Investigation on the stress-strain rate curve of MR fluids in a combined mode and its application in sheet flexible-die forming

Abstract

During the sheet flexible-die forming process using a magnetorheological (MR) fluid, the MR fluid is always subjected to a three-dimensional stress state, working in a combination of squeezing mode and valve mode. However, there is a lack of deep understanding of the stress-strain rate curve for MR fluids in the combined mode. In this paper, through extrusion test and finite element simulation, the mechanical properties of an MR fluid with a magnetic particle content of 43% and three kinds of viscous mediums used in viscous pressure forming (VPF) were compared and analyzed for the first time.
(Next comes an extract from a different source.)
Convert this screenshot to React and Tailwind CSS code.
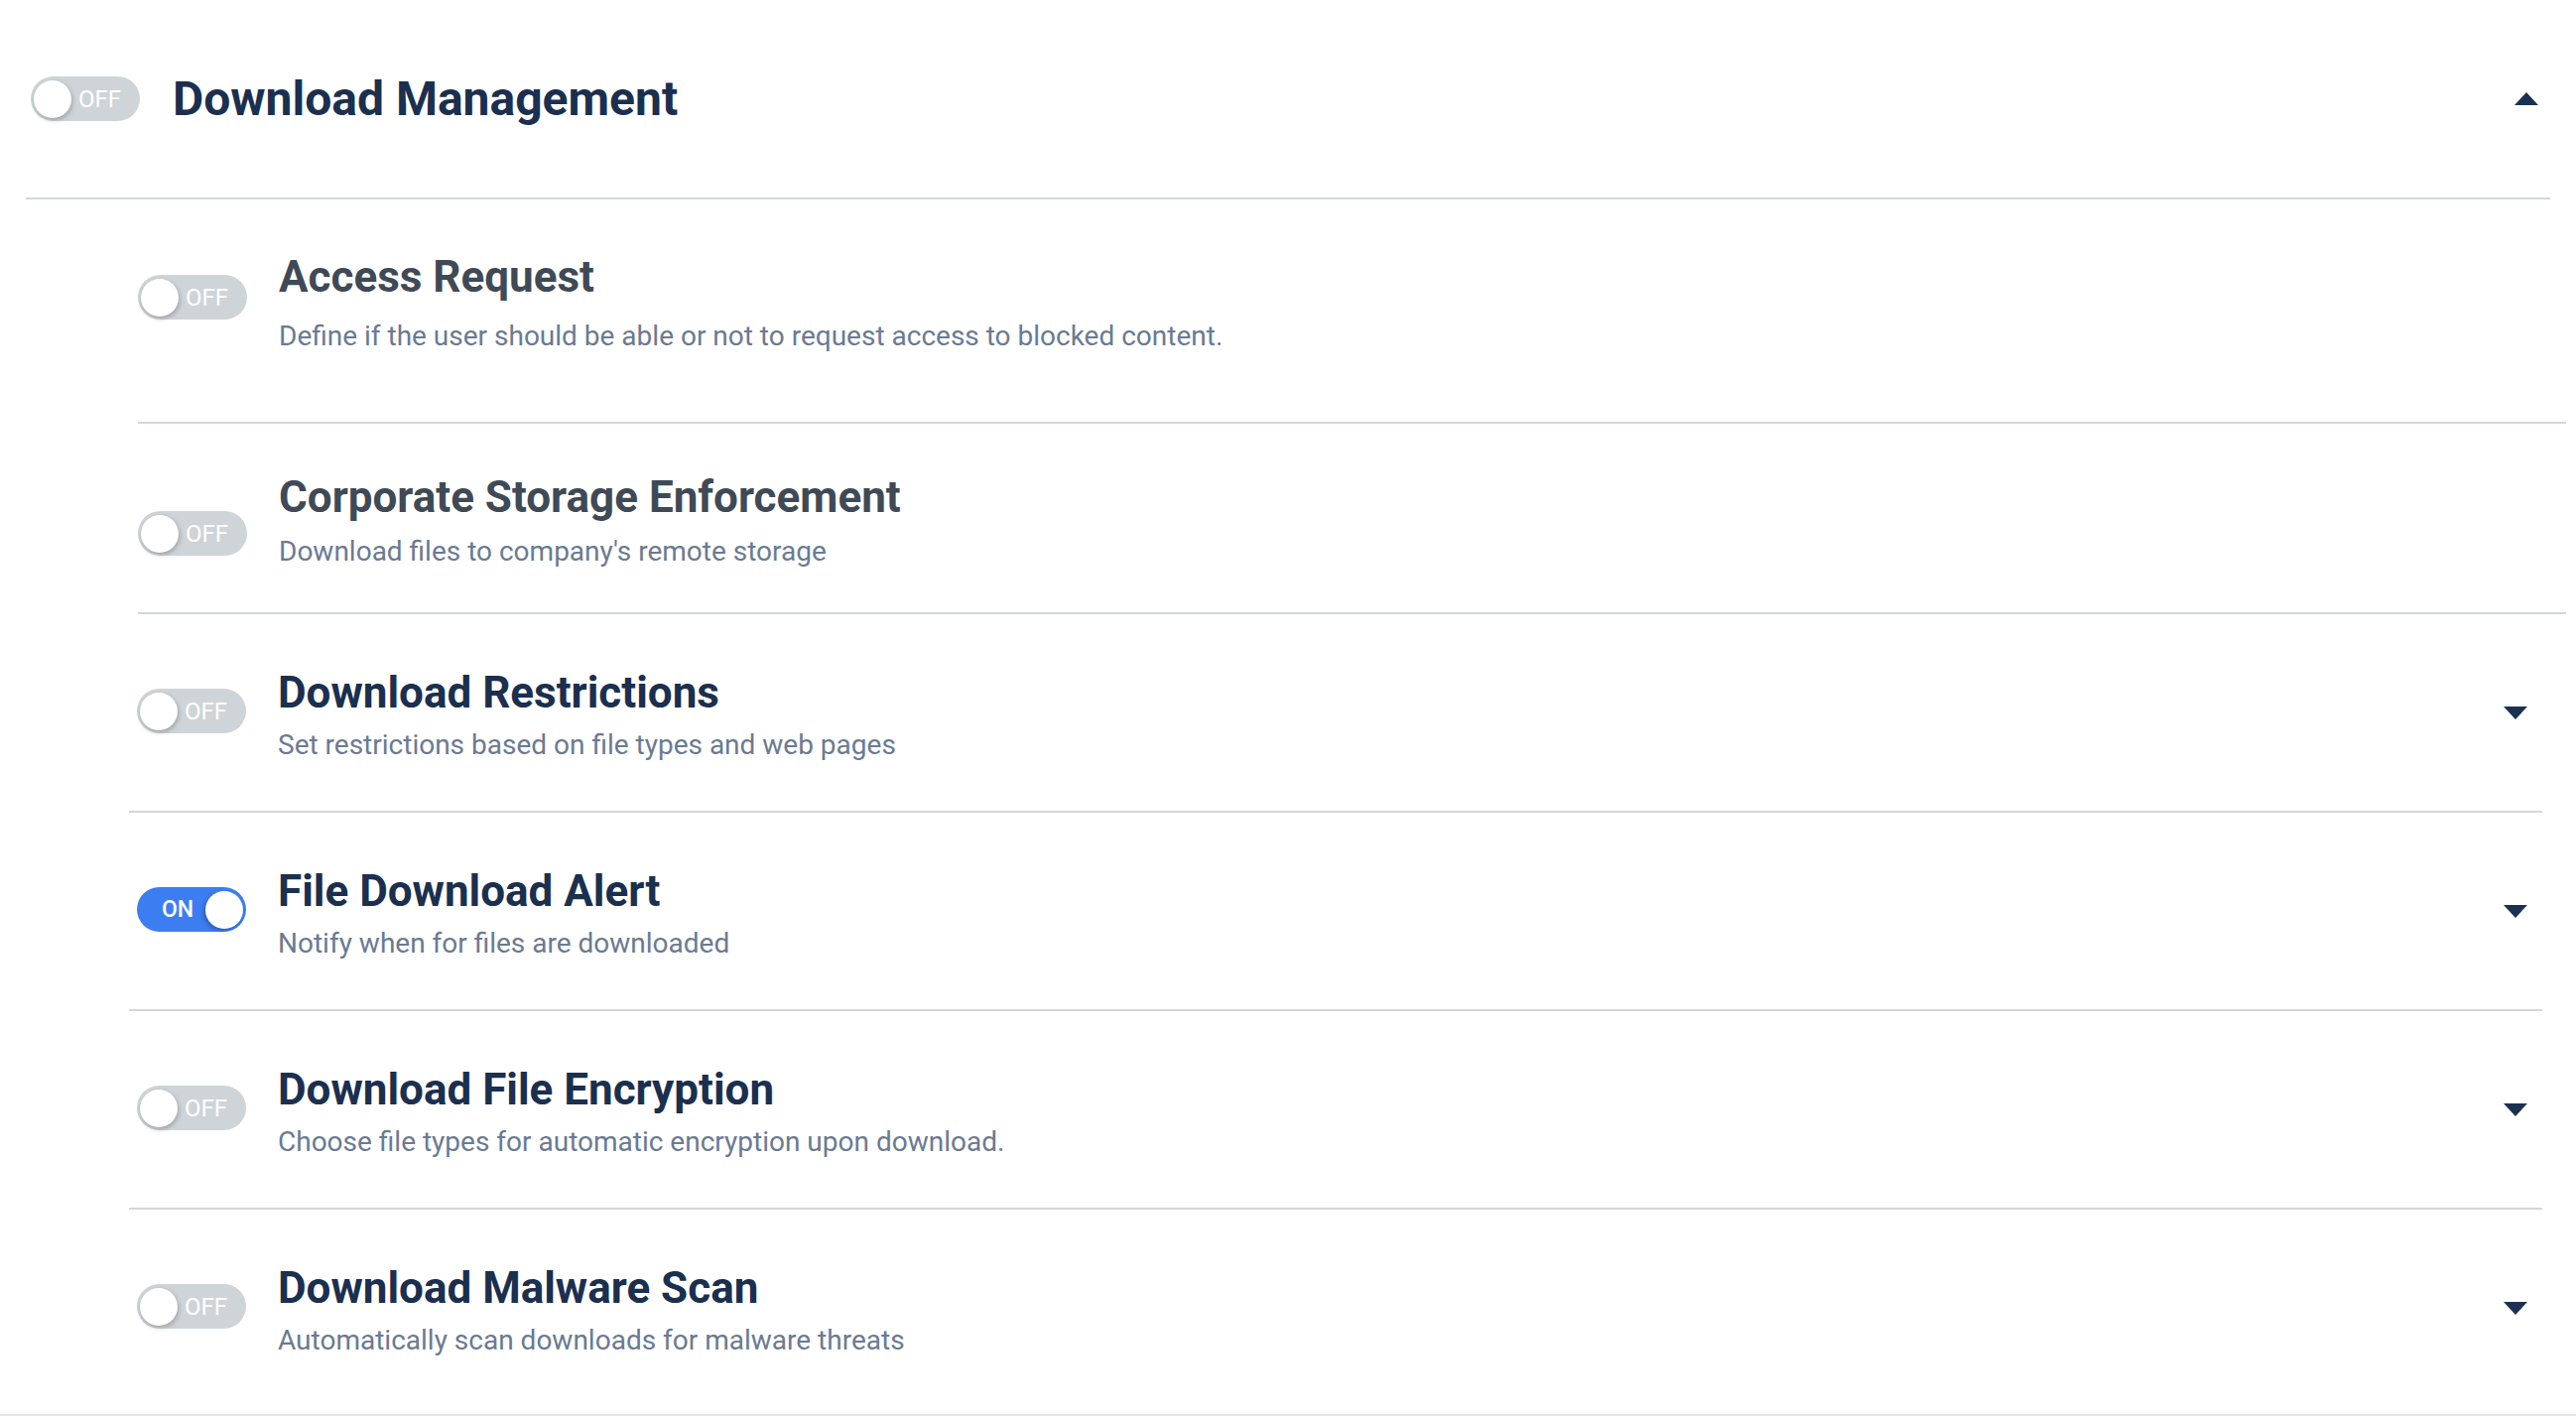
import React from "react";

const settings = [
  {
    title: "Download Restrictions",
    desc: "Set restrictions based on file types and web pages",
    on: false,
  },
  {
    title: "File Download Alert",
    desc: "Notify when for files are downloaded",
    on: true,
  },
  {
    title: "Download File Encryption",
    desc: "Choose file types for automatic encryption upon download.",
    on: false,
  },
  {
    title: "Download Malware Scan",
    desc: "Automatically scan downloads for malware threats",
    on: false,
  },
];

function Toggle({ on }) {
  if (on) {
    return (
      <div className="flex items-center justify-between w-[110px] h-[45px] rounded-full bg-[#3c7ef2] pl-[25px] pr-[3px] shrink-0">
        <span className="text-[23px] font-medium text-white leading-none">ON</span>
        <span className="w-[38px] h-[38px] rounded-full bg-white shadow-[-2px_2px_5px_rgba(0,0,0,0.25)]" />
      </div>
    );
  }
  return (
    <div className="flex items-center w-[110px] h-[45px] rounded-full bg-[#cfd4d8] pl-[3px] shrink-0">
      <span className="w-[38px] h-[38px] rounded-full bg-white shadow-[1px_2px_5px_rgba(0,0,0,0.25)]" />
      <span className="ml-[7px] text-[24px] text-white leading-none">OFF</span>
    </div>
  );
}

function Caret({ up }) {
  return (
    <svg width="24" height="13" viewBox="0 0 24 13" className="block">
      {up ? (
        <path d="M12 0 L24 13 L0 13 Z" fill="#1b3152" />
      ) : (
        <path d="M0 0 L24 0 L12 13 Z" fill="#1b3152" />
      )}
    </svg>
  );
}

export default function App() {
  return (
    <div
      className="min-h-screen bg-white"
      style={{ fontFamily: "Roboto, 'Noto Sans', sans-serif" }}
    >
      {/* section header */}
      <div className="mx-[26px] h-[201px] flex items-center border-b-2 border-[#d3d7db] pl-[5px] pr-[12px]">
        <Toggle on={false} />
        <h1 className="ml-[33px] text-[48px] leading-[56px] font-bold text-[#1b2f4f]">
          Download Management
        </h1>
        <div className="ml-auto">
          <Caret up />
        </div>
      </div>

      {/* simple switches */}
      <div className="ml-[139px] mr-[10px]">
        <div className="flex items-start h-[226px] pt-[52px] border-b-2 border-[#d3d7db]">
          <div className="mt-[24px]">
            <Toggle on={false} />
          </div>
          <div className="ml-[32px]">
            <div className="text-[44px] leading-[52px] font-bold text-[#3f4a56]">
              Access Request
            </div>
            <div className="mt-[16px] text-[28px] leading-[36px] text-[#6a7a92]">
              Define if the user should be able or not to request access to blocked content.
            </div>
          </div>
        </div>
        <div className="flex items-start h-[192px] pt-[48px] border-b-2 border-[#d3d7db]">
          <div className="mt-[40px]">
            <Toggle on={false} />
          </div>
          <div className="ml-[32px]">
            <div className="text-[44px] leading-[52px] font-bold text-[#3f4a56]">
              Corporate Storage Enforcement
            </div>
            <div className="mt-[11px] text-[28px] leading-[36px] text-[#6a7a92]">
              Download files to company's remote storage
            </div>
          </div>
        </div>
      </div>

      {/* expandable settings */}
      <div className="ml-[130px] mr-[34px]">
        {settings.map((s, i) => (
          <div
            key={s.title}
            className={
              i === settings.length - 1
                ? "flex items-start h-[206px] pt-[53px] pl-[8px] pr-[15px]"
                : "flex items-start h-[200px] pt-[53px] pl-[8px] pr-[15px] border-b-2 border-[#d3d7db]"
            }
          >
            <div className="mt-[22px]">
              <Toggle on={s.on} />
            </div>
            <div className="ml-[32px]">
              <div className="text-[44px] leading-[52px] font-bold text-[#1b2f4f]">
                {s.title}
              </div>
              <div className="mt-[9px] text-[28px] leading-[36px] text-[#6a7a92]">
                {s.desc}
              </div>
            </div>
            <div className="ml-auto mt-[40px]">
              <Caret />
            </div>
          </div>
        ))}
      </div>
      <div className="border-t-2 border-[#e5e9ec]" />
    </div>
  );
}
It shows that the adjustment range of the MR fluid’s mechanical properties under different magnetic fields is much larger than that of a viscous medium with a molecular weight of 700 kg/mol. Besides, by changing the magnetic field, the mechanical property of an MR fluid can cover the mechanical properties of viscous mediums with different molecular weights. It is proved that the stress-strain rate curve of the MR fluid changes from a linear relationship to a power exponent one with the increase of magnetic flux density. Meanwhile, the strength coefficient increases, while the strain rate sensitivity index decreases. The obtained curves were applied to the numerical simulation of sheet flexible-die forming, which can well explain the experimental phenomena through the analysis of velocity, pressure, stress, and strain distribution. The results can provide theoretical guidance in the optimization of processing parameters in sheet flexible-die forming using an MR fluid.